Lubanski’s work ethic, combined with a healthy dose of natural ability, has put him on the must-see list for scouts this year. Without his makeup, however, Lubanski’s name would rarely find its way into comparisons involving some of the talented players in the 2003 prep class.

Though he has always possessed grace and skill, he drew little attention as an underclassman due to an unimposing frame.

"I can remember as a sophomore, my first Perfect Game showcase," Lubanski said. "I was a small kid with good tools, but nothing like I have now.
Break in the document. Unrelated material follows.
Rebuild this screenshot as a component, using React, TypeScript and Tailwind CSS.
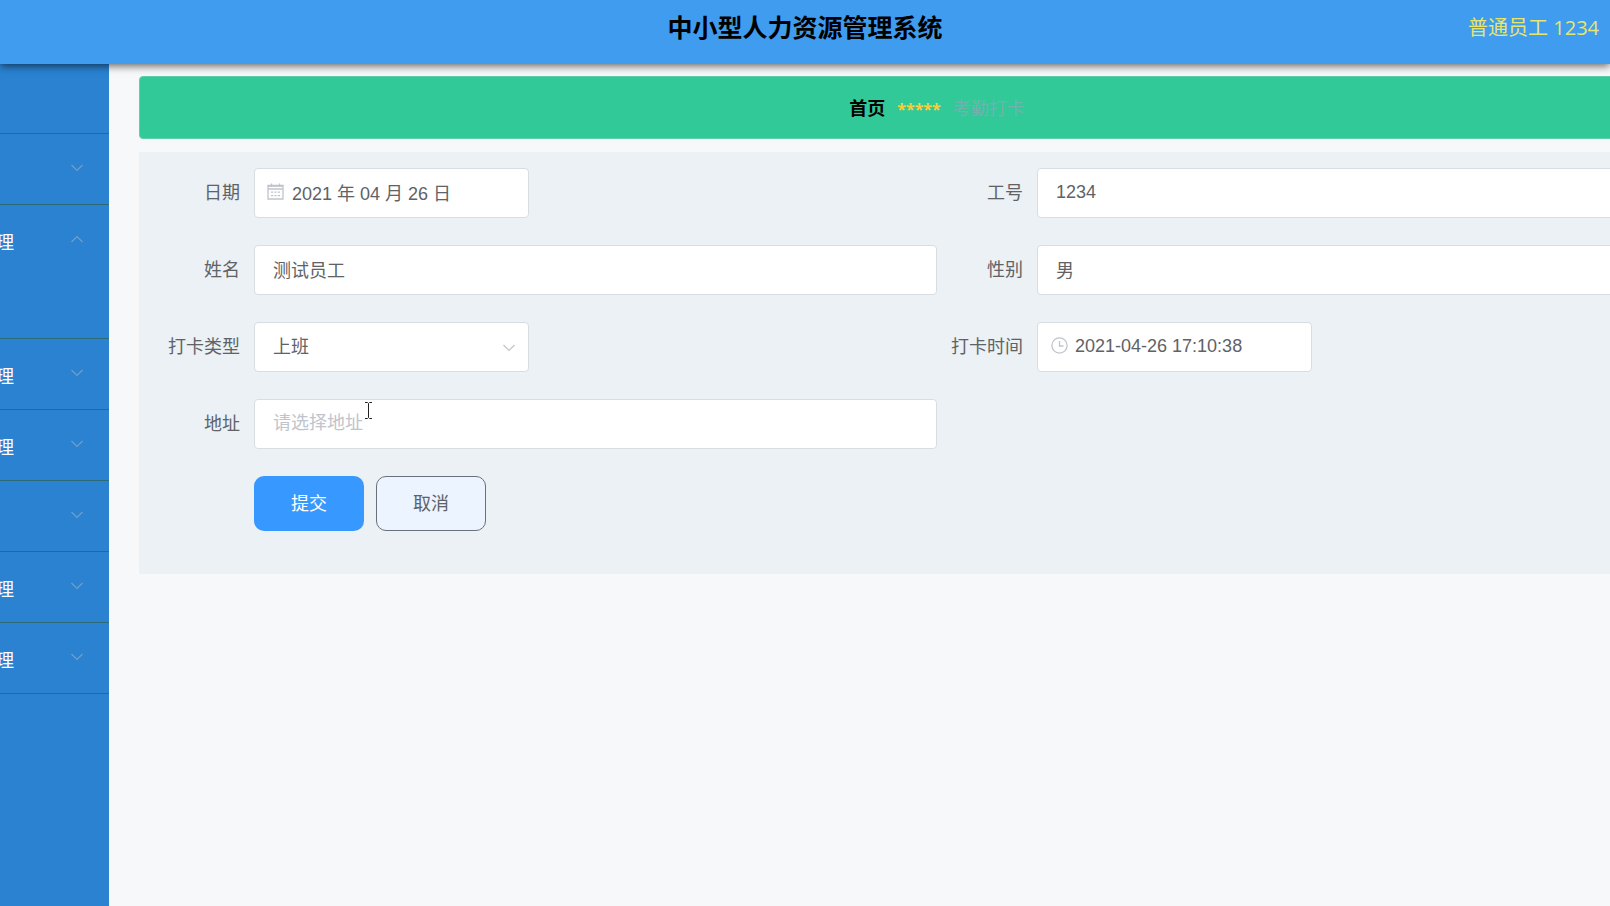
import type { ReactNode } from 'react'

type MenuItem = { id: string; text: string; expandable: boolean; open: boolean }

const menu: MenuItem[] = [
  { id: 'm1', text: '', expandable: false, open: false },
  { id: 'm2', text: '', expandable: true, open: false },
  { id: 'm3', text: '理', expandable: true, open: true },
  { id: 'm4', text: '理', expandable: true, open: false },
  { id: 'm5', text: '理', expandable: true, open: false },
  { id: 'm6', text: '', expandable: true, open: false },
  { id: 'm7', text: '理', expandable: true, open: false },
  { id: 'm8', text: '理', expandable: true, open: false },
]

const inputClass =
  'h-[50px] w-full rounded border border-[#d8dde3] bg-white px-[18px] pb-0.5 text-lg text-[#606266] outline-none placeholder:text-[#c0c4cc]'
const iconInputClass =
  'h-[50px] w-full rounded border border-[#d8dde3] bg-white pr-4 pb-0.5 pl-[37px] text-lg text-[#606266] outline-none'

function Chevron({ up = false, className }: { up?: boolean; className: string }) {
  return (
    <svg viewBox="0 0 14 8" fill="none" stroke="currentColor" strokeWidth="1.2" className={className}>
      <path d={up ? 'M1.5 7 7 1.5 12.5 7' : 'M1.5 1 7 6.5 12.5 1'} />
    </svg>
  )
}

function CalendarIcon() {
  return (
    <svg viewBox="0 0 17 17" fill="none" stroke="currentColor" className="pointer-events-none absolute top-[15px] left-[13px] size-[17px] text-[#c0c4cc]">
      <path d="M1 2.5h15v13.5H1z" strokeWidth="1.3" />
      <path d="M1 3h15" strokeWidth="1.6" />
      <path d="M1 6h15M4.5 0.5v3M12.5 0.5v3" strokeWidth="1.3" />
      <path d="M4 9.2h2.2M7.4 9.2h2.2M10.8 9.2h2.2M4 12.6h2.2M7.4 12.6h2.2M10.8 12.6h2.2" strokeWidth="1.2" />
    </svg>
  )
}

function ClockIcon() {
  return (
    <svg viewBox="0 0 17 17" fill="none" stroke="currentColor" strokeWidth="1.3" className="pointer-events-none absolute top-[15px] left-[14px] size-[17px] text-[#c0c4cc]">
      <circle cx="8.5" cy="8.5" r="7.6" />
      <path d="M8.5 4v5h4" />
    </svg>
  )
}

function Field({ id, label, narrow = false, children }: { id: string; label: string; narrow?: boolean; children: ReactNode }) {
  return (
    <div className="flex items-center">
      <label htmlFor={id} className="w-[100px] shrink-0 pr-[14px] text-right whitespace-nowrap">
        {label}
      </label>
      <div className={narrow ? 'relative w-[275px]' : 'relative flex-1'}>{children}</div>
    </div>
  )
}

export default function App() {
  return (
    <div className="flex min-h-screen flex-col overflow-hidden bg-[#f6f8fa] font-['Liberation_Sans','Noto_Sans_CJK_SC',sans-serif] text-lg text-[#606266]">
      <header className="relative z-10 grid h-16 grid-cols-[1fr_auto_1fr] items-center bg-[#3f9cee] pb-2 shadow-[0_2px_8px_rgba(0,0,0,0.6)]">
        <h1 className="col-start-2 text-[25px] font-bold text-black">中小型人力资源管理系统</h1>
        <p className="justify-self-end pr-[11px] font-['Open_Sans','Noto_Sans_CJK_SC',sans-serif] text-xl text-[#e6e66e]">普通员工 1234</p>
      </header>

      <div className="flex flex-1">
        <nav className="w-[109px] shrink-0 overflow-hidden bg-[#2a82d1] text-white">
          <ul>
            {menu.map((item) => (
              <li key={item.id} className="border-b border-[#2b6c74] first:-mt-px">
                <button type="button" aria-expanded={item.expandable ? item.open : undefined} className="-ml-1 flex h-[70px] w-[113px] items-center justify-between pr-[25px]">
                  <span className="pt-1.5">{item.text}</span>
                  {item.expandable && <Chevron up={item.open} className="mb-0.5 h-2 w-3.5 text-[#6f9fc6]" />}
                </button>
                {item.open && <div className="h-[63px]" />}
              </li>
            ))}
          </ul>
        </nav>

        <main className="-mr-[125px] min-w-0 flex-1 pt-3 pl-[30px]">
          <div className="flex h-[63px] items-center justify-center gap-3 rounded border border-[#5fcfaa] bg-[#32c999] pt-0.5">
            <a href="#home" className="font-bold text-black">首页</a>
            <span className="font-['Noto_Sans',sans-serif] text-base font-bold text-[#f5cf3f]">*****</span>
            <span className="text-[#6fb3ac]">考勤打卡</span>
          </div>

          <form className="mt-[13px] grid grid-cols-2 gap-y-[27px] bg-[#ebf1f5] px-[15px] pt-4 pb-[43px]" onSubmit={(e) => e.preventDefault()}>
            <Field id="date" label="日期" narrow>
              <CalendarIcon />
              <input id="date" className={iconInputClass} defaultValue="2021 年 04 月 26 日" />
            </Field>
            <Field id="number" label="工号">
              <input id="number" className={inputClass} defaultValue="1234" />
            </Field>
            <Field id="name" label="姓名">
              <input id="name" className={inputClass} defaultValue="测试员工" />
            </Field>
            <Field id="gender" label="性别">
              <input id="gender" className={inputClass} defaultValue="男" />
            </Field>
            <Field id="type" label="打卡类型" narrow>
              <select id="type" className="h-[50px] w-full appearance-none rounded border border-[#d8dde3] bg-white px-[18px] text-lg text-[#606266] outline-none">
                <option>上班</option>
              </select>
              <Chevron className="pointer-events-none absolute top-[22px] right-[13px] h-2 w-3.5 text-[#c0c4cc]" />
            </Field>
            <Field id="time" label="打卡时间" narrow>
              <ClockIcon />
              <input id="time" className={iconInputClass} defaultValue="2021-04-26 17:10:38" />
            </Field>
            <Field id="address" label="地址">
              <input id="address" className={inputClass} placeholder="请选择地址" />
              <svg viewBox="0 0 9 17" fill="none" stroke="#222" className="pointer-events-none absolute top-[3px] left-[110px] h-[17px] w-[9px]">
                <path d="M1 .5h2.5l1 1 1-1H8M4.5 1.5v14M1 16.5h2.5l1-1 1 1H8" />
              </svg>
            </Field>
            <div className="col-span-2 flex gap-3 pl-[100px]">
              <button type="submit" className="h-[55px] w-[110px] rounded-[10px] bg-[#3799ff] text-white">提交</button>
              <button type="button" className="h-[55px] w-[110px] rounded-[10px] border border-[#6b6f78] bg-[#ebf4ff]">取消</button>
            </div>
          </form>
        </main>
      </div>
    </div>
  )
}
I have always wanted to be one of the top guys and I’ve worked hard to get where I am."

Strong Outfield Crop

The 6-foot-3, 180-pound Lubanski is just one player in an exceptional class of high school outfielders that includes Florida’s Ryan Harvey and Lastings Milledge and California’s Delmon Young.

"It’s great to be mentioned in that group," Lubanski said. "They are probably physically stronger, but my work ethic, love for the game and all the (intangibles) I have are there. I’m a hard worker and with that I know I’ll make it."

A caveat to Lubanski’s development is the challenge that comes with playing baseball where March mornings more often offer snow flurries than warm sunshine. Lubanski is one of just 11 players from north of the Mason-Dixon line to be ranked among the top 100 high school draft prospects this year.

"Being from the Northeast, I know I have to run when it’s 10 degrees and take swings in the morning, all the little extra things," he said.

But Lubanski isn’t a prospect just because of his attitude and work ethic. He also has a skill that’s impossible to teach: blazing speed. He has run the 60-yard dash in 6.35 seconds, a faster time than anyone in this year’s high school class. His speed enables him to cover an exceptional amount of ground in center field and also runs the bases with aplomb.

Furthermore, he hits from the left side and has a fluid, smooth stroke. While speed has been his most overwhelming tool in high school, some scouts feel he may have the makings to become a 30-30 player, with his power coming as he continues to mature.

"He can do it all," Carcarey said. "He not only hits for power but uses the gaps and drives the ball to all fields. And if you play the third baseman back, he’ll lay one down."

Lubanski showed off his tools as a junior, hitting .592-9-44 with 18 stolen bases in a 26-game schedule. In a standout summer with USA Baseball’s junior national team, he hit .415-8-35 with seven doubles, six triples and 13 stolen bases in 106 at-bats.

The College Option

Florida State recruiting coordinator Jamey Shouppe is happy to land a player of Lubanski’s ability, but is resigned to the fact that the talented outfielder may never set foot on the Tallahassee campus.

"We are very excited, obviously," Shouppe said. "But (it’s) guarded optimism because we knew it was a gamble because of the fact he might sign (professionally)."

Lubanski joins catcher Jarrod Saltalamacchia as the stars of the Seminoles’ recruiting class. It follows on the heels of a 2002 recruiting class that Shouppe called one of the Seminoles’ best classes ever. That class was highlighted by righthander Mark Sauls (Twins) and third baseman Eddy Martinez-Esteve (Mariners), a pair of unsigned third-round picks.

With one season of prep play remaining, Lubanski is on track to be drafted in the first round–perhaps even among the top five picks.

Like seemingly every other challenging situation that Lubanski has encountered, he shows little ambivalence toward making the choice of pursuing a professional career or heading to college.

"My goal down the road is to play in the big leagues and I am eager to continue that path," Lubanski said. "I know I can still play as a pro in three years, too."

One thing is for certain. Wherever you see him playing next, he’ll be playing every bit as hard or harder than any player on the diamond.